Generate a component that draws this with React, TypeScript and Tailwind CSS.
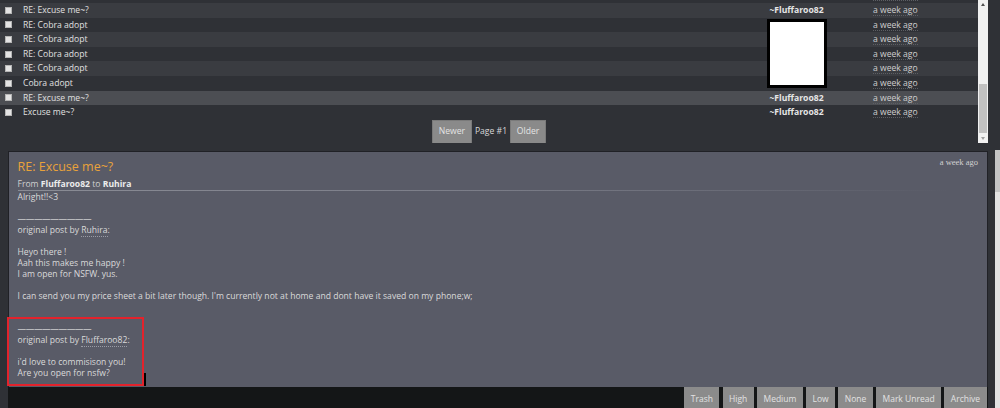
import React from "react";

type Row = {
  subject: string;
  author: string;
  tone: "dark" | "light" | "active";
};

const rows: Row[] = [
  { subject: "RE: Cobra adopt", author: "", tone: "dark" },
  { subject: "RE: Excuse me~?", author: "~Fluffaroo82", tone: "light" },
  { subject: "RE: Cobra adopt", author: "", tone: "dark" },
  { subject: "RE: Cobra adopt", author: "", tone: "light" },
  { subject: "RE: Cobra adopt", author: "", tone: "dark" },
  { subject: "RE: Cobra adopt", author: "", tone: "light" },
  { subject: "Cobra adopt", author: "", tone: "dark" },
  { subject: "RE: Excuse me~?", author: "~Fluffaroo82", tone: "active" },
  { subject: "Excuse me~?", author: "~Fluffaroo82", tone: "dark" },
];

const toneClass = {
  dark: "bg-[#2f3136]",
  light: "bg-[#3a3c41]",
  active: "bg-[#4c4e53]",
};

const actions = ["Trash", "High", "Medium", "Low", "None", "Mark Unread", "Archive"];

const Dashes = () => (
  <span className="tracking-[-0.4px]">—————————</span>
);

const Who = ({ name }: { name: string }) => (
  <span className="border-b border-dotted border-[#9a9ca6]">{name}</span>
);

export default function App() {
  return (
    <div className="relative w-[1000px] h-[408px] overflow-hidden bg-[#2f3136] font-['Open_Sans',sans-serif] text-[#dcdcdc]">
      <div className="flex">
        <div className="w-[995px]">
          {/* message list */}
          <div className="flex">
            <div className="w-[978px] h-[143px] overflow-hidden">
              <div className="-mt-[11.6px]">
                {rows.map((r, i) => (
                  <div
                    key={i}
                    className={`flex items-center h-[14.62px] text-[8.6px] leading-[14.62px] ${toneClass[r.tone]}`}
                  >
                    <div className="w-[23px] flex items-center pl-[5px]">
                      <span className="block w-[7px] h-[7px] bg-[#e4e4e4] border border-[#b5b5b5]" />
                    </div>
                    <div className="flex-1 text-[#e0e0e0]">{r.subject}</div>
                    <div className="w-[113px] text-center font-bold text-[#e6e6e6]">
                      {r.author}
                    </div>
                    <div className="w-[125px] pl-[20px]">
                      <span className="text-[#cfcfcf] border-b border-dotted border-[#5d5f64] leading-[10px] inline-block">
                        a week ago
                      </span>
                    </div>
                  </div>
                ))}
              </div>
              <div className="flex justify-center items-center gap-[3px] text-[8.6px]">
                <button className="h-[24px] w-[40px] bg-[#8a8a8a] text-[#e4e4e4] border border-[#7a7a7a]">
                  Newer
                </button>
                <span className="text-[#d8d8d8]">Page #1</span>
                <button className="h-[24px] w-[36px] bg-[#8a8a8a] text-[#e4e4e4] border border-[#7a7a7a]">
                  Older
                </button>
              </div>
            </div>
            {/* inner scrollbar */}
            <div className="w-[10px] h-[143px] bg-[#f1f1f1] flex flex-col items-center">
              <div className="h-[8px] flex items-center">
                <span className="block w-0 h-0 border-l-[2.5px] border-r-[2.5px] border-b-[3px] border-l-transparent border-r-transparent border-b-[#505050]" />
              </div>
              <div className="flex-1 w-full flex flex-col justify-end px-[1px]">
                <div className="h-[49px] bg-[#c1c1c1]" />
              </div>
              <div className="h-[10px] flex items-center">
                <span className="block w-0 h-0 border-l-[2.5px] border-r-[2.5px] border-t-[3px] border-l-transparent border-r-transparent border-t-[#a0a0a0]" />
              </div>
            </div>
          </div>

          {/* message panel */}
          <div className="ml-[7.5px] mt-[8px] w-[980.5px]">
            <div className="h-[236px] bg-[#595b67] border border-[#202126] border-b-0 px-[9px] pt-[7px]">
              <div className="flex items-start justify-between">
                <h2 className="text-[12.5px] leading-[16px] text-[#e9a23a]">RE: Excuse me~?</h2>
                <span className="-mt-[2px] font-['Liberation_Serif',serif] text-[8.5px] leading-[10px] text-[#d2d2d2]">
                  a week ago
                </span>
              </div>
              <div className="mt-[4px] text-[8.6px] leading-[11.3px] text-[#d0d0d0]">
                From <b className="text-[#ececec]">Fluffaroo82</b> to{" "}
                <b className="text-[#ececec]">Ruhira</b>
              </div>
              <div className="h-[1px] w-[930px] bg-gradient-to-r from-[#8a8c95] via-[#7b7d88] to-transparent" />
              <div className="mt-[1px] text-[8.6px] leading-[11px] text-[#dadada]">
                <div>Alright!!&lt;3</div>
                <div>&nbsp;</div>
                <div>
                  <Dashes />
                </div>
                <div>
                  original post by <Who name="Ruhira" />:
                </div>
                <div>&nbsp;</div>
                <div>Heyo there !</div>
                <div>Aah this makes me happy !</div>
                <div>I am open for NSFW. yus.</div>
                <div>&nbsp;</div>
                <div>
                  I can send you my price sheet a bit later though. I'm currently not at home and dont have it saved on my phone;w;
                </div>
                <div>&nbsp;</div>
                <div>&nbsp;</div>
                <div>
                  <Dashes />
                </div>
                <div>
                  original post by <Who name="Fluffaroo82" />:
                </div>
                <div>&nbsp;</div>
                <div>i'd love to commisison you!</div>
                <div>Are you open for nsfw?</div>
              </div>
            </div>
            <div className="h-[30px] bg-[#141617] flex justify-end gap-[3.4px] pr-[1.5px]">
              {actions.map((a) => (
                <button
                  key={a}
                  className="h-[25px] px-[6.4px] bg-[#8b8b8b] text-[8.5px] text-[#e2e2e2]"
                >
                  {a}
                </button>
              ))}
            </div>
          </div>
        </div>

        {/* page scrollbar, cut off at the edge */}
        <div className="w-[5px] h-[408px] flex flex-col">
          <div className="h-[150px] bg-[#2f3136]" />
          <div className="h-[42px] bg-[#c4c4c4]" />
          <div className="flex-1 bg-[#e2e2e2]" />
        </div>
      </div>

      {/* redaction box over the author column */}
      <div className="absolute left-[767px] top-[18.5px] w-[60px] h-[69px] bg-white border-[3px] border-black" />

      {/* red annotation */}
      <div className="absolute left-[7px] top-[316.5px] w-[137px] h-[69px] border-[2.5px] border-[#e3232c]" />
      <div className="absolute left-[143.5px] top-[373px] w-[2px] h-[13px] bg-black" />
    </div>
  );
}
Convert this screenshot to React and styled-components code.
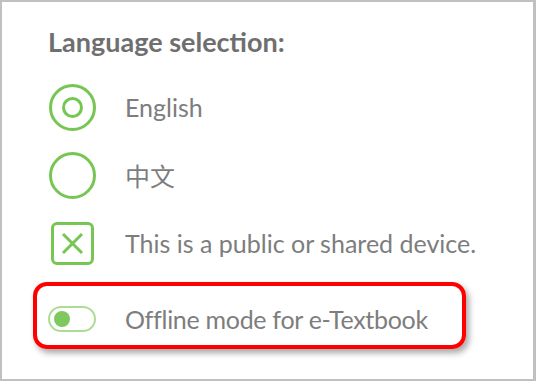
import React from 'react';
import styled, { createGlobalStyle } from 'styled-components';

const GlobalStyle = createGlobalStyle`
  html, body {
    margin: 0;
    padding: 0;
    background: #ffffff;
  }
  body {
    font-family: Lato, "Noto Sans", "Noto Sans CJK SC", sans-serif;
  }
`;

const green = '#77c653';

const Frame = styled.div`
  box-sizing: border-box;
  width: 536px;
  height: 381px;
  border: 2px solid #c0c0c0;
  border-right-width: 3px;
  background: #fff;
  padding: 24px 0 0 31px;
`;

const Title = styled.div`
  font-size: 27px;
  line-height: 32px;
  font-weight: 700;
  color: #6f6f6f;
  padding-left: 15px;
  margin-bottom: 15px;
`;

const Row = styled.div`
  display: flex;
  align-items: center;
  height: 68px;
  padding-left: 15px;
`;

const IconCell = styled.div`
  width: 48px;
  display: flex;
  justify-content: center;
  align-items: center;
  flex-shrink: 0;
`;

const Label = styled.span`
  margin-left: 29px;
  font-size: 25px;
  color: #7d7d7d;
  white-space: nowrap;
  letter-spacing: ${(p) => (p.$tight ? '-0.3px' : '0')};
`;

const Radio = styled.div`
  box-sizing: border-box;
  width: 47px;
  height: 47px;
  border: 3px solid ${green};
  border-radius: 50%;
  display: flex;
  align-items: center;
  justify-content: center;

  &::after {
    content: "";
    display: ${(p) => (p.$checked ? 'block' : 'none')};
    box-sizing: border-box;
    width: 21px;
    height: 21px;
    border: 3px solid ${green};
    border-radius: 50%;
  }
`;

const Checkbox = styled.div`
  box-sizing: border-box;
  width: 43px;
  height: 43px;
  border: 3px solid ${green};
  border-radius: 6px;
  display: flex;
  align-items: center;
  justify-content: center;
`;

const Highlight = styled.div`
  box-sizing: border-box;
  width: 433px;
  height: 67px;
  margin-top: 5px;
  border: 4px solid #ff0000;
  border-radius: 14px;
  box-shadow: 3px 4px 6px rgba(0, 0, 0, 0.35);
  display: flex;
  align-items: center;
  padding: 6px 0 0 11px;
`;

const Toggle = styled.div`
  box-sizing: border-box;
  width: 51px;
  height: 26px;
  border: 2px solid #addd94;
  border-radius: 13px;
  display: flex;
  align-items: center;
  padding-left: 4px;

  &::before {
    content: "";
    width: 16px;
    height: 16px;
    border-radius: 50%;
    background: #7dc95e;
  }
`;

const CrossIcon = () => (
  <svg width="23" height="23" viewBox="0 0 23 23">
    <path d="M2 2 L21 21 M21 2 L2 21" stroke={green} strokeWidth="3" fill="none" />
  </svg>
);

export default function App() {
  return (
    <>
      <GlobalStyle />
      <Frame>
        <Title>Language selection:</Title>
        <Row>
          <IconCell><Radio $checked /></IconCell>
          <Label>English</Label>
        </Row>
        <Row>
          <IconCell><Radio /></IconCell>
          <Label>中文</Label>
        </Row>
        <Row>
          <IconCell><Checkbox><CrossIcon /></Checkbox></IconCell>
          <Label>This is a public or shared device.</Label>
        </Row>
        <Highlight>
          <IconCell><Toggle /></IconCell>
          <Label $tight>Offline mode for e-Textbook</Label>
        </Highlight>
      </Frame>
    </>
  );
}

* * *

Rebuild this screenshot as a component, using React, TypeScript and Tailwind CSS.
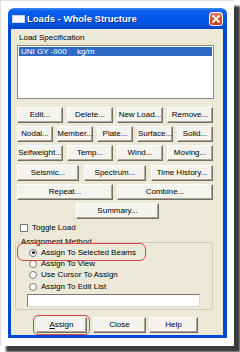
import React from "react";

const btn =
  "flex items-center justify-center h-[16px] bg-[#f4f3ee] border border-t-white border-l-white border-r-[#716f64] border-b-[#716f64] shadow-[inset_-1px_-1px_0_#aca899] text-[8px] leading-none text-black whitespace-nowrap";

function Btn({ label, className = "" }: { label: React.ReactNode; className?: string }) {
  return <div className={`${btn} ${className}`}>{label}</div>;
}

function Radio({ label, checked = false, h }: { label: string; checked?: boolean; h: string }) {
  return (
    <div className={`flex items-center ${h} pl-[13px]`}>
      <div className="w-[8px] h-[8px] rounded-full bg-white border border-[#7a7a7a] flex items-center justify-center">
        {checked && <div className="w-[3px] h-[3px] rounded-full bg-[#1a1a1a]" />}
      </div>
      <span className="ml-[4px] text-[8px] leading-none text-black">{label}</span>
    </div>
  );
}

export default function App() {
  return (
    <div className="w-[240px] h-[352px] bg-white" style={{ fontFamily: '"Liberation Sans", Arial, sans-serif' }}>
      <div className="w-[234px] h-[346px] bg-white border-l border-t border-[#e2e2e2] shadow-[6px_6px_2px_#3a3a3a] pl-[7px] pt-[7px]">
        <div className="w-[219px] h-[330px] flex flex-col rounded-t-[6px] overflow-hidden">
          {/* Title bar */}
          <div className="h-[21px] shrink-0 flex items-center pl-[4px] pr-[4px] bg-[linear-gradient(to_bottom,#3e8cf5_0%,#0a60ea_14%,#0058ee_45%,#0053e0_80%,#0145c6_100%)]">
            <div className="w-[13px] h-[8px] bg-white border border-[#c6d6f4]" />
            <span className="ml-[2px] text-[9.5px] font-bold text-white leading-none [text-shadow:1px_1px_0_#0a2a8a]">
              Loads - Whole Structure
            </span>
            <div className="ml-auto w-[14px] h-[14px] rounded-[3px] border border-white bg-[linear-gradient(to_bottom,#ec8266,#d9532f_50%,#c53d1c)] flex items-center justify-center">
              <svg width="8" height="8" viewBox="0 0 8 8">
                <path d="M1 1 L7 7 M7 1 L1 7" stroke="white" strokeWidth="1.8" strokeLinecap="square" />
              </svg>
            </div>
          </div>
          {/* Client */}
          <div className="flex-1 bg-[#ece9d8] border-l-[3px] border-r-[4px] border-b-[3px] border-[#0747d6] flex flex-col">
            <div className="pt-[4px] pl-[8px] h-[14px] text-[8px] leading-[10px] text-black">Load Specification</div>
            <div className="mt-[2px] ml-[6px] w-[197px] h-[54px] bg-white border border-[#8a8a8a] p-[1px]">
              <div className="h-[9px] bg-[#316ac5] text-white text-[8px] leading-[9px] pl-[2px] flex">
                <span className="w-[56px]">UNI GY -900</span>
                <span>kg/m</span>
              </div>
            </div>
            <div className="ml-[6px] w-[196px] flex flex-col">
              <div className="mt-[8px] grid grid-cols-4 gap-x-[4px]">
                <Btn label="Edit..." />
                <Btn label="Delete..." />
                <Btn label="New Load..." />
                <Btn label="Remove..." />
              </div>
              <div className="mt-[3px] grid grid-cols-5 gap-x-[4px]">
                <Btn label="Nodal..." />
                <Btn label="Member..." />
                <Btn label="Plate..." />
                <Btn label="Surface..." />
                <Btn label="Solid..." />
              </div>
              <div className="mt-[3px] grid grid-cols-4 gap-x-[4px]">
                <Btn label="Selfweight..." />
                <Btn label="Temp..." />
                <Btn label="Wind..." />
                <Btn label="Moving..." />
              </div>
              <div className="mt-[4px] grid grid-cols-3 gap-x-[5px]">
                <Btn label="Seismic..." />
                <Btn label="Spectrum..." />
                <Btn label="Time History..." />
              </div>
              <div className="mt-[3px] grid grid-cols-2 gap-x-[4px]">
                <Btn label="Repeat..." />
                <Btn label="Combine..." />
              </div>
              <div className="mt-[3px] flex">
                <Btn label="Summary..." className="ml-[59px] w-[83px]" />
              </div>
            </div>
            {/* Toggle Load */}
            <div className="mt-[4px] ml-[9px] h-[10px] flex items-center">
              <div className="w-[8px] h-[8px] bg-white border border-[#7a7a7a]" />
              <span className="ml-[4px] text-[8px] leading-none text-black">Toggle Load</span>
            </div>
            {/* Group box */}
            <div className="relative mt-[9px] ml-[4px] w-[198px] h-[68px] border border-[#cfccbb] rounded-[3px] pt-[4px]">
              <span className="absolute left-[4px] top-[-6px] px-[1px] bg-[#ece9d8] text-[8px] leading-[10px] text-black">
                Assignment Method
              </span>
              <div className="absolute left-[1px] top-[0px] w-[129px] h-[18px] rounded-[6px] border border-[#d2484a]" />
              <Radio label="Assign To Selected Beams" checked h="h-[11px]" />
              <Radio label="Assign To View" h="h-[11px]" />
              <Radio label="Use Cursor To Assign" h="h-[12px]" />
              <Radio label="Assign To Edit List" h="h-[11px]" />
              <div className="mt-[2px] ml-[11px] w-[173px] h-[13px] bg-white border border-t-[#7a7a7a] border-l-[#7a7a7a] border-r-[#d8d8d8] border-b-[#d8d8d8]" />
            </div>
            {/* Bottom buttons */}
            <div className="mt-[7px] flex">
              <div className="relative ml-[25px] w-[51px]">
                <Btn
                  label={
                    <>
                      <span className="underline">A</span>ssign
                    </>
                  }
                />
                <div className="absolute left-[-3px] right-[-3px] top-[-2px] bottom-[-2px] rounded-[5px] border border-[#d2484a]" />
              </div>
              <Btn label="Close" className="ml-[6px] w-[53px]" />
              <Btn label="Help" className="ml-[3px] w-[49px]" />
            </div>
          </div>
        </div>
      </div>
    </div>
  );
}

==

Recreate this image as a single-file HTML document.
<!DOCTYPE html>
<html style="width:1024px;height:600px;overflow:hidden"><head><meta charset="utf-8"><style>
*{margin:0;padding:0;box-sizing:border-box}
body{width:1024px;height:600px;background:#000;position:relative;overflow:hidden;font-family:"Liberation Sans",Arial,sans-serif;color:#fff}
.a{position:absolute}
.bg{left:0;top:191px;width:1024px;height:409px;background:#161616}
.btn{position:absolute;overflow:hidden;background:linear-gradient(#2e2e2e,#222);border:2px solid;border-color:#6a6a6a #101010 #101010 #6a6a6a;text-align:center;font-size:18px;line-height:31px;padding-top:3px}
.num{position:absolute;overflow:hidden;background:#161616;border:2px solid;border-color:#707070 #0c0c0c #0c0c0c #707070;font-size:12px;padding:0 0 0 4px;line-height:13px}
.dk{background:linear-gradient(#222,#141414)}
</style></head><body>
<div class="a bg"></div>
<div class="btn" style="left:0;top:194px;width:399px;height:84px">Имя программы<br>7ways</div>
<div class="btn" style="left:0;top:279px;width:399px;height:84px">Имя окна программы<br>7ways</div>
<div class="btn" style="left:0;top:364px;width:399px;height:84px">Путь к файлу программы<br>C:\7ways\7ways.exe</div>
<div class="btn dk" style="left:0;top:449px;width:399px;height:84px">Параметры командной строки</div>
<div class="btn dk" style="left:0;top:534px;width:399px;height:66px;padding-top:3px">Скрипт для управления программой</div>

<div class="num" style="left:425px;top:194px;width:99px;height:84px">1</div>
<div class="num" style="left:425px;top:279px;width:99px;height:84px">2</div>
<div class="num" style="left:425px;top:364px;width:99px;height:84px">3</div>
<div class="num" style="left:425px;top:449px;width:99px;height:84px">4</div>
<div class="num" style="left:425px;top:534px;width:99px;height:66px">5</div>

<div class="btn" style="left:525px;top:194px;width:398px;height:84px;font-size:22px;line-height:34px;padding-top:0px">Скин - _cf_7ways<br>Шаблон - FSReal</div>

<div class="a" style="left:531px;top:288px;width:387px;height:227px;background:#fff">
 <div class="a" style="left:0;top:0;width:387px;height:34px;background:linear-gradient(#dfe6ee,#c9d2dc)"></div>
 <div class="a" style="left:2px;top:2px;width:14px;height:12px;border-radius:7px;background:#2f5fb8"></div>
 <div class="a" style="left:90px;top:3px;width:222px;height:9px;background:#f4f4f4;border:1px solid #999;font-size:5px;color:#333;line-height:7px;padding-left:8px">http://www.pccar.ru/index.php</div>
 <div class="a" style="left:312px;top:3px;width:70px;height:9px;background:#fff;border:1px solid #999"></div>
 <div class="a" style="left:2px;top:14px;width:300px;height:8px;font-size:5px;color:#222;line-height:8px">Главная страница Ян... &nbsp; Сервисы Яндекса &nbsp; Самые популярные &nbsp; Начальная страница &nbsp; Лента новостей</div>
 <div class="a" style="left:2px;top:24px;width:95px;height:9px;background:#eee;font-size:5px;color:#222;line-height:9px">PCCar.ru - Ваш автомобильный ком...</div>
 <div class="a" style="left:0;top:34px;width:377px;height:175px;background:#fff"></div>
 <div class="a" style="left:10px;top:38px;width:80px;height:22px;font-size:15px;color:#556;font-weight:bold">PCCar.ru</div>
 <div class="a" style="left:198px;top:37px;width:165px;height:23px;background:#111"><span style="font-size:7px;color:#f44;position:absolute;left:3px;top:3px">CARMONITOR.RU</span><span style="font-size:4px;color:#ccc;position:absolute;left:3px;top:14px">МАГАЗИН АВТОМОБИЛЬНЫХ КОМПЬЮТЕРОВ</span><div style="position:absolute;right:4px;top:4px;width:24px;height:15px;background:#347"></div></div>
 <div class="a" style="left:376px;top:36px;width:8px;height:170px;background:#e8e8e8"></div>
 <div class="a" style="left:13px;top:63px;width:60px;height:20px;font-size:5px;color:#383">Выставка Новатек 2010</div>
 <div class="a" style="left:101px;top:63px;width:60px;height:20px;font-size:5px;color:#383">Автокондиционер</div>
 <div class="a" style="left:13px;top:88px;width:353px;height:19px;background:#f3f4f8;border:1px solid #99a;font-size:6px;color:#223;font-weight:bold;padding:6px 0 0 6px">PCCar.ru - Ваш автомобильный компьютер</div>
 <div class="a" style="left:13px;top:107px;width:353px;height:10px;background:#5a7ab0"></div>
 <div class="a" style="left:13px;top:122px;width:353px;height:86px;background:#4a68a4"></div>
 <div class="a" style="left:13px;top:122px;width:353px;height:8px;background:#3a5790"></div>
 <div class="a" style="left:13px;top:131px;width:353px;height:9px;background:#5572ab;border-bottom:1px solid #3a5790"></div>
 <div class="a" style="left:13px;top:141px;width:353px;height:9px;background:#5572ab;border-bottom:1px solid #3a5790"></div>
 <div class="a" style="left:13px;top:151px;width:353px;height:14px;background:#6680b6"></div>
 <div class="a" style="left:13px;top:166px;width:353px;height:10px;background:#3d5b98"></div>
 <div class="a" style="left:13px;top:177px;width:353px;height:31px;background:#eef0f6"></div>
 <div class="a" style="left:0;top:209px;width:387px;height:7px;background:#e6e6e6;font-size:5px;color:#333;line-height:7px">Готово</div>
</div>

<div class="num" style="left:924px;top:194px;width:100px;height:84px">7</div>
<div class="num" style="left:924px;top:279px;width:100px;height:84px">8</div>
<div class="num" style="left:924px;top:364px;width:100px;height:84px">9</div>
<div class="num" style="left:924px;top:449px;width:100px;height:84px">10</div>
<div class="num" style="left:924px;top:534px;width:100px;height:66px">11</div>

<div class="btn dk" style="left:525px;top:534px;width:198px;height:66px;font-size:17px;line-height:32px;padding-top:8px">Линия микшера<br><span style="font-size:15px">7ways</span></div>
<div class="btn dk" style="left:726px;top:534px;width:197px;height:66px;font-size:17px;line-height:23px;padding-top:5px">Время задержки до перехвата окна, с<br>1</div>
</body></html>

_Exercise requirements_. All lines above from the one containing "Rebuild this screenshot" through the one containing "items-center justify-center h-[16px]" are to be quoted exactly, and only those; pictures are left out.

_Solution for this task_.
Rebuild this screenshot as a component, using React, TypeScript and Tailwind CSS.
import React from "react";

const btn =
  "flex items-center justify-center h-[16px] bg-[#f4f3ee] border border-t-white border-l-white border-r-[#716f64] border-b-[#716f64] shadow-[inset_-1px_-1px_0_#aca899] text-[8px] leading-none text-black whitespace-nowrap";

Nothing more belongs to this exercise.